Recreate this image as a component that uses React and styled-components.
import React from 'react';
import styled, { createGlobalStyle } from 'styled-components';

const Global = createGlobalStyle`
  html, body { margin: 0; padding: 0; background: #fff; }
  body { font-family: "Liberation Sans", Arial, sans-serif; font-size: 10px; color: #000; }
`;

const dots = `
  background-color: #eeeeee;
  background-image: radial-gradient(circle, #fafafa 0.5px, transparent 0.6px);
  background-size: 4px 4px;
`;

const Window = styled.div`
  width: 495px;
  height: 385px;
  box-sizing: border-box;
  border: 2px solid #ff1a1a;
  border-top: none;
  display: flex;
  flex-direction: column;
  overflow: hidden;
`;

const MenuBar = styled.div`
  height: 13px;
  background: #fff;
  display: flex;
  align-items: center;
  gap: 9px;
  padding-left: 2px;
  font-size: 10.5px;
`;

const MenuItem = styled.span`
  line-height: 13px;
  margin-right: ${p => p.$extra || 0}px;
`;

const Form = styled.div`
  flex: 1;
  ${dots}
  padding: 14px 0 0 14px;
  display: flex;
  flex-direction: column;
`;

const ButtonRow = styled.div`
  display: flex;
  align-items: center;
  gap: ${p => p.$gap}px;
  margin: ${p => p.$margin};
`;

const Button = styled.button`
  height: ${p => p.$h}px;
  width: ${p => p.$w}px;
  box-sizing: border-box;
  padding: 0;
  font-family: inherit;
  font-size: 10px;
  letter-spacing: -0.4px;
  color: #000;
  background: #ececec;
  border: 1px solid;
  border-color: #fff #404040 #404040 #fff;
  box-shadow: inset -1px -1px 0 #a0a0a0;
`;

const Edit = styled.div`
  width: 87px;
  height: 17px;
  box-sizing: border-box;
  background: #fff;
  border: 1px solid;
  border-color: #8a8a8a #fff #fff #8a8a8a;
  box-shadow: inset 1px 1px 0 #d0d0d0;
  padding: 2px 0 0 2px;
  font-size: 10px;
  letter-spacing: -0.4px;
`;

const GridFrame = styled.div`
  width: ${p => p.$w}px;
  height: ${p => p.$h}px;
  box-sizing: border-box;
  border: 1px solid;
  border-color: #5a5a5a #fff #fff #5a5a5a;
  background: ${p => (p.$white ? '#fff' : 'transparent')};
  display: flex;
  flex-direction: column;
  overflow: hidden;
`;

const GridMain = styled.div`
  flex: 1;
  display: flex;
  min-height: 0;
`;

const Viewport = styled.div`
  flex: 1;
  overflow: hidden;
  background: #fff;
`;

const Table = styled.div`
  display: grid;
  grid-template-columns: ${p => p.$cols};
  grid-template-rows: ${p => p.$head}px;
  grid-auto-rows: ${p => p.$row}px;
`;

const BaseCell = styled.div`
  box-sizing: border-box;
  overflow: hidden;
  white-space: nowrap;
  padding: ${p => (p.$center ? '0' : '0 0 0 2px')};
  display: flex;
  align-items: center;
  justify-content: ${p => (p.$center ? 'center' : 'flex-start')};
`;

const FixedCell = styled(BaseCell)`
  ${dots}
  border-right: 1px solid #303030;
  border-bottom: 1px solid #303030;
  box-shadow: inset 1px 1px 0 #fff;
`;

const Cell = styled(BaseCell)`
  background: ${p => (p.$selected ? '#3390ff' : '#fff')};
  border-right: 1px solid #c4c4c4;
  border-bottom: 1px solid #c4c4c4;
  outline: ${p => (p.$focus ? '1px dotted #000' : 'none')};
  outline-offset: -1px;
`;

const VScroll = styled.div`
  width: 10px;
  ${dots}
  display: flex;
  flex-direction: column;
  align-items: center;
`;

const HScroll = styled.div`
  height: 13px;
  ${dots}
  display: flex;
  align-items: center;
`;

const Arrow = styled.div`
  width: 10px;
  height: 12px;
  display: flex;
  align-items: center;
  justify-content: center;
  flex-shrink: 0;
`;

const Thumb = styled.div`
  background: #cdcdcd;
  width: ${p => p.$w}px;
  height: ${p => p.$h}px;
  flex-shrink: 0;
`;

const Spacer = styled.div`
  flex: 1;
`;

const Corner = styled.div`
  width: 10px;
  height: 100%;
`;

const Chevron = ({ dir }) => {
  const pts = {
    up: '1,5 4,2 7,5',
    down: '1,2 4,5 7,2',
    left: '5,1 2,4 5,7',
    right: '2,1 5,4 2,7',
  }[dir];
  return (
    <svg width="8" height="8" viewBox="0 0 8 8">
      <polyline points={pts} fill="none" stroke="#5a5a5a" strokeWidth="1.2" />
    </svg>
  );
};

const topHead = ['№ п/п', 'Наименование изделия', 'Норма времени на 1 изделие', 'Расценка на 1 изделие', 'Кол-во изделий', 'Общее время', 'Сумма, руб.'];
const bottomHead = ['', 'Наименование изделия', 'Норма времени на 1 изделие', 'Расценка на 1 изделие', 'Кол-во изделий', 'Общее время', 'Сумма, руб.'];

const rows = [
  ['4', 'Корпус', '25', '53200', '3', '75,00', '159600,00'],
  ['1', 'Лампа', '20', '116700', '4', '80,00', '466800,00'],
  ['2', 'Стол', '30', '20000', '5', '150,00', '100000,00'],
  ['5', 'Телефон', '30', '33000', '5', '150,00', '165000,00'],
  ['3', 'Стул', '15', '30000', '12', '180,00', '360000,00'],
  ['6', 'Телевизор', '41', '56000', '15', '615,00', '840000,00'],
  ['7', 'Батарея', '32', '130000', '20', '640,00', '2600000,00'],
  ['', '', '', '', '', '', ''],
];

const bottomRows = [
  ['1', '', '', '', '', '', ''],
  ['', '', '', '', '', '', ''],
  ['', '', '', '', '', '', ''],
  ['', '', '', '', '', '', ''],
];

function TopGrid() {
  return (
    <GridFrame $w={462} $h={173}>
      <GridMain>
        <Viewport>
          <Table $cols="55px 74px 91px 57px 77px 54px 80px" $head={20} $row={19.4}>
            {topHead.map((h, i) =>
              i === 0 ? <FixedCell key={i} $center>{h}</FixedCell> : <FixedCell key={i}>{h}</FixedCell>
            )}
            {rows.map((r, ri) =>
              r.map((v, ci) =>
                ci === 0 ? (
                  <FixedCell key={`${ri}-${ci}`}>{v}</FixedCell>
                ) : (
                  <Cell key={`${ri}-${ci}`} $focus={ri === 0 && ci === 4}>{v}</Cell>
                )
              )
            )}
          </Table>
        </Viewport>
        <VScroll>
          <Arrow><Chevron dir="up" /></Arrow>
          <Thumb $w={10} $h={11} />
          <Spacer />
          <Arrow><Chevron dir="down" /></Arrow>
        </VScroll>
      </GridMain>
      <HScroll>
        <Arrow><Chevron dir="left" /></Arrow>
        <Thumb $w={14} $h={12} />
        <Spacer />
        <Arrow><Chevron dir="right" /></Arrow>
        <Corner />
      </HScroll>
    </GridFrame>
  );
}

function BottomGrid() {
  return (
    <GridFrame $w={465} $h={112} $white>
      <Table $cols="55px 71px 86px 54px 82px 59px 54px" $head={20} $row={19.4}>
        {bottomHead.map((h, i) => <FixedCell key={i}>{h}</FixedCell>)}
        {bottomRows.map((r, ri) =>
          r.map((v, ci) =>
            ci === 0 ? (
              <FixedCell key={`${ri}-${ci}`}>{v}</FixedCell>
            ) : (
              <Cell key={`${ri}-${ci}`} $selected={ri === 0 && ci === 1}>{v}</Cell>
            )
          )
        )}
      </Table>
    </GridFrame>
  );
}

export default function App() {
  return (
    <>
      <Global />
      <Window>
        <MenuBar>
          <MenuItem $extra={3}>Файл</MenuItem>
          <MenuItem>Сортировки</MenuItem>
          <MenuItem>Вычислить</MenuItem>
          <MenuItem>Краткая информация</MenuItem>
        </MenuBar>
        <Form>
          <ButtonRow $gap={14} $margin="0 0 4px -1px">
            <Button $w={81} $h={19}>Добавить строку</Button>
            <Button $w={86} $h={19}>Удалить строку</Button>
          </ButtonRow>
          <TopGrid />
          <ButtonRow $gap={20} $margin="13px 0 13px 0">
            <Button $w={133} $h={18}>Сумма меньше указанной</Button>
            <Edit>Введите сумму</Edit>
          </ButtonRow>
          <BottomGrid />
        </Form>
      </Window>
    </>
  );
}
^^^^^^^^^^^^^^^^
**What the task asks**.
Provide solely the number of lines in the data that include the word "image".

**Completed exercise**.
2